Cuando tenía 9 años hice mi primer viaje por carretera en Colombia. En un Renault 6, durante 23 días, mi papá y mi mamá nos llevaron a mis hermanos y a mí a Medellín, Coveñas, Cartagena, Barranquilla, Santa Marta, Puente Nacional, Bucaramanga y Bogotá, y luego regresamos a Palmira, donde vivíamos. Cada trayecto tenía muchas paradas: la de tanquear, la de hacer chichí, la de comer, y una que me encantaba: la de ver paisajes y tomarnos fotos.
En mi memoria quedaron grabadas montañas, cañones y precipicios de tamaño descomunal, a veces cubiertos por neblina y a veces exponiendo toda la gama posible de verdes y terracotas. A esa edad, gracias a ese viaje, se instaló en mi alma el gusto por viajar… el vicio por viajar. No éramos una familia adinerada, pero ese viaje, como una epifanía, me mostró que los recursos limitados no eran obstáculo para tener las más bellas experiencias; esas que ofrece gratis la naturaleza cuando nos dedicamos a contemplarla.
Comparto este recuerdo porque en los viajes por carretera que he hecho en los últimos años en Colombia he sentido algo a lo que he bautizado nostalgia de paisajes. Sea yendo a Barichara, a Honda, por el departamento del Magdalena, a Villa de Leyva, a Anapoima, al Huila, al Quindío, a Chingaza, a Villavicencio o a mi Valle del Cauca, el corazón se me arruga de ver cómo las montañas son devoradas por construcciones, que en unos casos son elegantes condominios o mansiones y en otros son cinturones de miseria.
Debo decir que hasta hoy me había cohibido de hablar públicamente de esa nostalgia de paisaje por temor a que quienes usan la llamada cultura de la cancelación convirtieran mi nostalgia en un insumo para el matoneo que se redujera a recordarme mis privilegios o a acusarme de una supuesta falta de empatía con quienes no tienen otra opción diferente para tener vivienda que hacerlo a costa de deteriorar los paisajes. Pero cuando hace unos días leí la entrevista que le dio para este diario a Yamid Amat el director del Departamento Nacional de Planeación, Jorge Iván González, comprobé que mi nostalgia de paisajes no es una preocupación de privilegiada. Dice González: “El principal problema de Colombia hoy es el ordenamiento del territorio… El tema de la vida es un problema de ordenamiento territorial… El país requiere una alta cirugía y eso será lo que propondrá el Plan de Desarrollo”.

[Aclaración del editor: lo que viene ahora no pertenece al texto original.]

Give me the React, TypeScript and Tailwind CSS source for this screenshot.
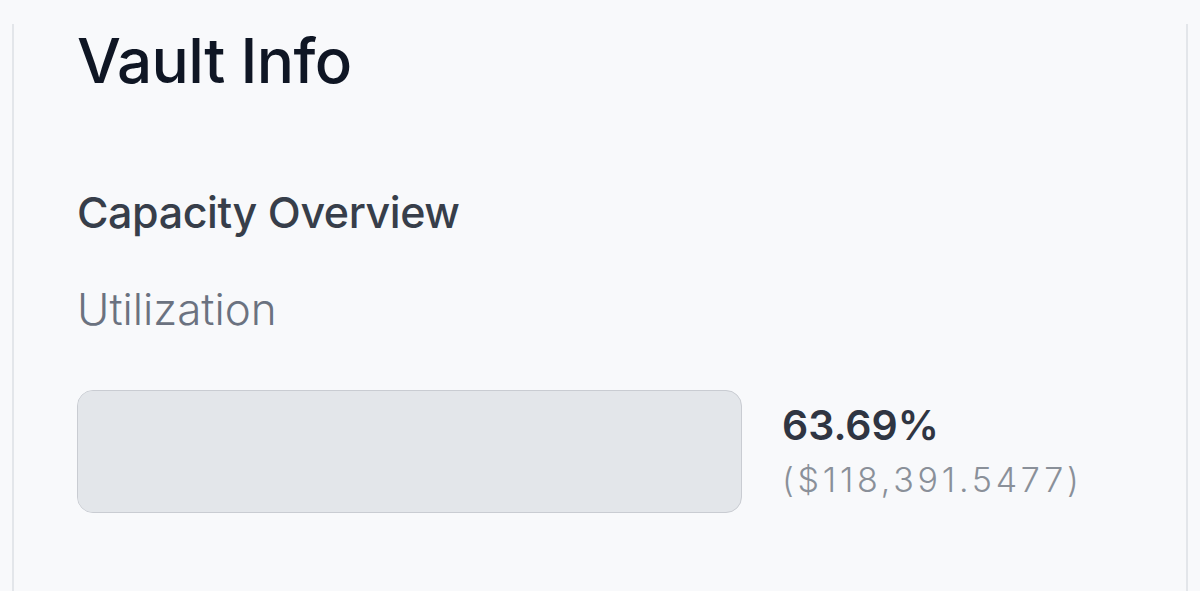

A días de que se conozca el articulado de dicho plan, no puedo más que celebrar que esa sea un enfoque transversal de este. Sé que González no se refiere netamente a mi preocupación por el paisaje y que el trasfondo va a avivar la controversia de marras por la tenencia de la tierra, pero con que se logre establecer una jerarquía que funcione para determinar el uso del suelo ante la necesidad de crecimiento de las ciudades y los cambios en los estilos de vida de la gente, creo que se hará un gran avance. ¡Es que hay al menos 10 entidades del orden nacional que tienen que ver con la gestión del territorio y 19 modalidades de ordenamiento para los asuntos de suelo!, todo un festín que favorece la confusión, el fraude y la politiquería, ante lo cual la Ley Orgánica de Ordenamiento Territorial, expedida en 2001, ha sido insuficiente.
Si queremos ser una potencia en turismo, tenemos que cuidar el paisaje. Si queremos mejorar nuestra salud física y mental, tenemos que cuidar el paisaje. Si queremos disminuir los niveles de violencia, tenemos que cuidar el paisaje.
No hay espacio en esta columna para citar los estudios que comprueban lo que acabo de decir, pero sé que cualquiera que haya viajado por carretera y haya sentido, como yo, nostalgia de paisajes me dará la razón. ¿O no?